- The problem: Return every line of the records below verbatim, with no pictures in the copy.

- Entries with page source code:
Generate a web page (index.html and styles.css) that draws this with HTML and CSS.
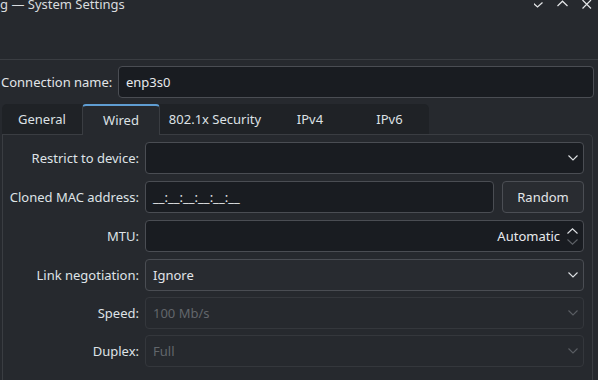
FILE: index.html
```html
<!DOCTYPE html>
<html>
<head>
<meta charset="utf-8">
<link rel="stylesheet" href="styles.css">
</head>
<body>
<div class="window">
  <header class="titlebar">
    <div class="title">g — System Settings</div>
    <svg class="controls" width="64" height="12" viewBox="534 -2 64 12">
      <polyline points="532.5,2.5 537.5,7 542.5,2.5" fill="none" stroke="#e4e6e8" stroke-width="1.2"/>
      <polyline points="557.5,6 562.5,1.2 567.5,6" fill="none" stroke="#e4e6e8" stroke-width="1.2"/>
      <path d="M582.5 0 L591 8.5 M591 0 L582.5 8.5" fill="none" stroke="#e4e6e8" stroke-width="1.2"/>
    </svg>
  </header>

  <div class="conn-row">
    <div class="conn-label">Connection name:</div>
    <div class="field edit conn-input">enp3s0</div>
  </div>

  <div class="tabs">
    <div class="tabbar">
      <div class="tab t-general">General</div>
      <div class="tab active t-wired">Wired</div>
      <div class="tab t-sec">802.1x Security</div>
      <div class="tab t-ipv4">IPv4</div>
      <div class="tab t-ipv6">IPv6</div>
    </div>
  </div>

  <div class="panel">
    <div class="form">
      <div class="label">Restrict to device:</div>
      <div class="field edit combo">
        <span class="value"></span>
        <svg class="chev" width="10" height="6" viewBox="0 0 10 6"><polyline points="0.5,0.5 5,5 9.5,0.5" fill="none" stroke="#dfe2e5" stroke-width="1.1"/></svg>
      </div>

      <div class="label">Cloned MAC address:</div>
      <div class="mac-row">
        <div class="field edit mac">__:__:__:__:__:__</div>
        <div class="field button">Random</div>
      </div>

      <div class="label">MTU:</div>
      <div class="field edit spin">
        <span class="spin-value">Automatic</span>
        <svg class="spin-arrows" width="11" height="17" viewBox="0 0 11 17">
          <polyline points="0.5,5.5 5.5,0.8 10.5,5.5" fill="none" stroke="#dfe2e5" stroke-width="1.1"/>
          <polyline points="0.5,11.5 5.5,16.2 10.5,11.5" fill="none" stroke="#5d6166" stroke-width="1.1"/>
        </svg>
      </div>

      <div class="label">Link negotiation:</div>
      <div class="field combo plain">
        <span class="value">Ignore</span>
        <svg class="chev" width="10" height="6" viewBox="0 0 10 6"><polyline points="0.5,0.5 5,5 9.5,0.5" fill="none" stroke="#dfe2e5" stroke-width="1.1"/></svg>
      </div>

      <div class="label">Speed:</div>
      <div class="field combo disabled">
        <span class="value">100 Mb/s</span>
        <svg class="chev" width="10" height="6" viewBox="0 0 10 6"><polyline points="0.5,0.5 5,5 9.5,0.5" fill="none" stroke="#5a5e63" stroke-width="1.1"/></svg>
      </div>

      <div class="label">Duplex:</div>
      <div class="field combo disabled">
        <span class="value">Full</span>
        <svg class="chev" width="10" height="6" viewBox="0 0 10 6"><polyline points="0.5,0.5 5,5 9.5,0.5" fill="none" stroke="#5a5e63" stroke-width="1.1"/></svg>
      </div>
    </div>
  </div>
</div>
</body>
</html>
```

FILE: styles.css
```css
* {
  box-sizing: border-box;
}

html, body {
  margin: 0;
  padding: 0;
}

body {
  width: 598px;
  height: 380px;
  overflow: hidden;
  background: #26292e;
  font-family: "Noto Sans", "DejaVu Sans", sans-serif;
  font-size: 13px;
  color: #e1e4e8;
}

.titlebar {
  height: 60px;
  border-bottom: 1px solid #3a3d42;
  display: flex;
  justify-content: space-between;
  align-items: flex-start;
}

.title {
  margin-top: -5px;
  line-height: 18px;
  color: #d9dcdf;
  white-space: nowrap;
}

.controls {
  display: block;
  margin-top: -2px;
}

.conn-row {
  display: flex;
  align-items: center;
  gap: 8px;
  margin-top: 6px;
  padding-left: 1px;
  padding-right: 4px;
}

.conn-label {
  width: 109px;
  white-space: nowrap;
}

.conn-input {
  flex: 1;
}

.field {
  height: 32px;
  border: 1px solid #4a4d53;
  border-radius: 4px;
  display: flex;
  align-items: center;
  padding: 0 7px;
  white-space: nowrap;
}

.edit {
  background: #191c21;
  color: #e8eaed;
}

.tabs {
  display: flex;
  margin-top: 6px;
  margin-left: 2px;
}

.tabbar {
  display: flex;
  align-items: flex-start;
  height: 30px;
  background: #1f2226;
  border-radius: 5px 5px 0 0;
}

.tab {
  height: 30px;
  display: flex;
  align-items: center;
  justify-content: center;
  color: #dde1e5;
  white-space: nowrap;
}

.t-general { width: 80px; }
.t-wired { width: 78px; }
.t-sec { width: 110px; }
.t-ipv4 { width: 80px; }
.t-ipv6 { width: 79px; }

.tab.active {
  height: 31px;
  margin-bottom: -1px;
  padding-bottom: 2px;
  background: #26292e;
  border: 1px solid #3a3d42;
  border-top: 2px solid #5f9dd2;
  border-bottom: none;
  border-radius: 4px 4px 0 0;
  position: relative;
  z-index: 1;
}

.panel {
  margin-left: 2px;
  margin-right: 5px;
  height: 260px;
  border: 1px solid #3a3d42;
  border-bottom: none;
  border-top-right-radius: 5px;
  padding: 7px 8px 0 0;
}

.form {
  display: grid;
  grid-template-columns: 136px 1fr;
  grid-template-rows: 32px 32px 32px 31px 31px 31px;
  column-gap: 6px;
  row-gap: 7px;
}

.label {
  align-self: center;
  text-align: right;
  white-space: nowrap;
  color: #dfe3e7;
}

.combo {
  justify-content: space-between;
  padding-right: 5px;
}

.combo .chev {
  display: block;
}

.plain {
  background: #282b30;
}

.disabled {
  background: #26292e;
  border-color: #34373c;
  color: #62666b;
}

.mac-row {
  display: flex;
  gap: 8px;
}

.mac {
  flex: 1;
}

.button {
  width: 82px;
  justify-content: center;
  background: #292c31;
  border-color: #4b4e54;
  color: #e3e6e9;
}

.spin {
  justify-content: flex-end;
  padding-right: 5px;
  gap: 7px;
}

.spin-arrows {
  display: block;
}
```
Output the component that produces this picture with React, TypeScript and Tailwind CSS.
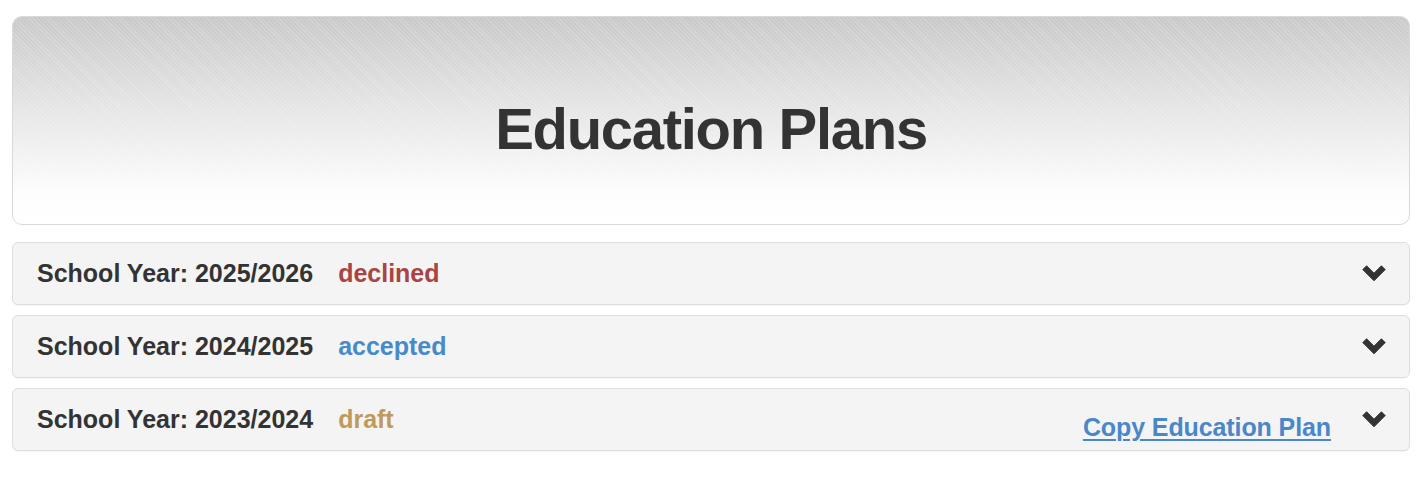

- Task response:
Generate a web page (index.html and styles.css) that draws this with HTML and CSS.
FILE: index.html
```html
<!DOCTYPE html>
<html>
<head>
<meta charset="utf-8">
<link rel="stylesheet" href="styles.css">
</head>
<body>
<div class="window">
  <header class="titlebar">
    <div class="title">g — System Settings</div>
    <svg class="controls" width="64" height="12" viewBox="534 -2 64 12">
      <polyline points="532.5,2.5 537.5,7 542.5,2.5" fill="none" stroke="#e4e6e8" stroke-width="1.2"/>
      <polyline points="557.5,6 562.5,1.2 567.5,6" fill="none" stroke="#e4e6e8" stroke-width="1.2"/>
      <path d="M582.5 0 L591 8.5 M591 0 L582.5 8.5" fill="none" stroke="#e4e6e8" stroke-width="1.2"/>
    </svg>
  </header>

  <div class="conn-row">
    <div class="conn-label">Connection name:</div>
    <div class="field edit conn-input">enp3s0</div>
  </div>

  <div class="tabs">
    <div class="tabbar">
      <div class="tab t-general">General</div>
      <div class="tab active t-wired">Wired</div>
      <div class="tab t-sec">802.1x Security</div>
      <div class="tab t-ipv4">IPv4</div>
      <div class="tab t-ipv6">IPv6</div>
    </div>
  </div>

  <div class="panel">
    <div class="form">
      <div class="label">Restrict to device:</div>
      <div class="field edit combo">
        <span class="value"></span>
        <svg class="chev" width="10" height="6" viewBox="0 0 10 6"><polyline points="0.5,0.5 5,5 9.5,0.5" fill="none" stroke="#dfe2e5" stroke-width="1.1"/></svg>
      </div>

      <div class="label">Cloned MAC address:</div>
      <div class="mac-row">
        <div class="field edit mac">__:__:__:__:__:__</div>
        <div class="field button">Random</div>
      </div>

      <div class="label">MTU:</div>
      <div class="field edit spin">
        <span class="spin-value">Automatic</span>
        <svg class="spin-arrows" width="11" height="17" viewBox="0 0 11 17">
          <polyline points="0.5,5.5 5.5,0.8 10.5,5.5" fill="none" stroke="#dfe2e5" stroke-width="1.1"/>
          <polyline points="0.5,11.5 5.5,16.2 10.5,11.5" fill="none" stroke="#5d6166" stroke-width="1.1"/>
        </svg>
      </div>

      <div class="label">Link negotiation:</div>
      <div class="field combo plain">
        <span class="value">Ignore</span>
        <svg class="chev" width="10" height="6" viewBox="0 0 10 6"><polyline points="0.5,0.5 5,5 9.5,0.5" fill="none" stroke="#dfe2e5" stroke-width="1.1"/></svg>
      </div>

      <div class="label">Speed:</div>
      <div class="field combo disabled">
        <span class="value">100 Mb/s</span>
        <svg class="chev" width="10" height="6" viewBox="0 0 10 6"><polyline points="0.5,0.5 5,5 9.5,0.5" fill="none" stroke="#5a5e63" stroke-width="1.1"/></svg>
      </div>

      <div class="label">Duplex:</div>
      <div class="field combo disabled">
        <span class="value">Full</span>
        <svg class="chev" width="10" height="6" viewBox="0 0 10 6"><polyline points="0.5,0.5 5,5 9.5,0.5" fill="none" stroke="#5a5e63" stroke-width="1.1"/></svg>
      </div>
    </div>
  </div>
</div>
</body>
</html>
```

FILE: styles.css
```css
* {
  box-sizing: border-box;
}

html, body {
  margin: 0;
  padding: 0;
}

body {
  width: 598px;
  height: 380px;
  overflow: hidden;
  background: #26292e;
  font-family: "Noto Sans", "DejaVu Sans", sans-serif;
  font-size: 13px;
  color: #e1e4e8;
}

.titlebar {
  height: 60px;
  border-bottom: 1px solid #3a3d42;
  display: flex;
  justify-content: space-between;
  align-items: flex-start;
}

.title {
  margin-top: -5px;
  line-height: 18px;
  color: #d9dcdf;
  white-space: nowrap;
}

.controls {
  display: block;
  margin-top: -2px;
}

.conn-row {
  display: flex;
  align-items: center;
  gap: 8px;
  margin-top: 6px;
  padding-left: 1px;
  padding-right: 4px;
}

.conn-label {
  width: 109px;
  white-space: nowrap;
}

.conn-input {
  flex: 1;
}

.field {
  height: 32px;
  border: 1px solid #4a4d53;
  border-radius: 4px;
  display: flex;
  align-items: center;
  padding: 0 7px;
  white-space: nowrap;
}

.edit {
  background: #191c21;
  color: #e8eaed;
}

.tabs {
  display: flex;
  margin-top: 6px;
  margin-left: 2px;
}

.tabbar {
  display: flex;
  align-items: flex-start;
  height: 30px;
  background: #1f2226;
  border-radius: 5px 5px 0 0;
}

.tab {
  height: 30px;
  display: flex;
  align-items: center;
  justify-content: center;
  color: #dde1e5;
  white-space: nowrap;
}

.t-general { width: 80px; }
.t-wired { width: 78px; }
.t-sec { width: 110px; }
.t-ipv4 { width: 80px; }
.t-ipv6 { width: 79px; }

.tab.active {
  height: 31px;
  margin-bottom: -1px;
  padding-bottom: 2px;
  background: #26292e;
  border: 1px solid #3a3d42;
  border-top: 2px solid #5f9dd2;
  border-bottom: none;
  border-radius: 4px 4px 0 0;
  position: relative;
  z-index: 1;
}

.panel {
  margin-left: 2px;
  margin-right: 5px;
  height: 260px;
  border: 1px solid #3a3d42;
  border-bottom: none;
  border-top-right-radius: 5px;
  padding: 7px 8px 0 0;
}

.form {
  display: grid;
  grid-template-columns: 136px 1fr;
  grid-template-rows: 32px 32px 32px 31px 31px 31px;
  column-gap: 6px;
  row-gap: 7px;
}

.label {
  align-self: center;
  text-align: right;
  white-space: nowrap;
  color: #dfe3e7;
}

.combo {
  justify-content: space-between;
  padding-right: 5px;
}

.combo .chev {
  display: block;
}

.plain {
  background: #282b30;
}

.disabled {
  background: #26292e;
  border-color: #34373c;
  color: #62666b;
}

.mac-row {
  display: flex;
  gap: 8px;
}

.mac {
  flex: 1;
}

.button {
  width: 82px;
  justify-content: center;
  background: #292c31;
  border-color: #4b4e54;
  color: #e3e6e9;
}

.spin {
  justify-content: flex-end;
  padding-right: 5px;
  gap: 7px;
}

.spin-arrows {
  display: block;
}
```
Output the component that produces this picture with React, TypeScript and Tailwind CSS.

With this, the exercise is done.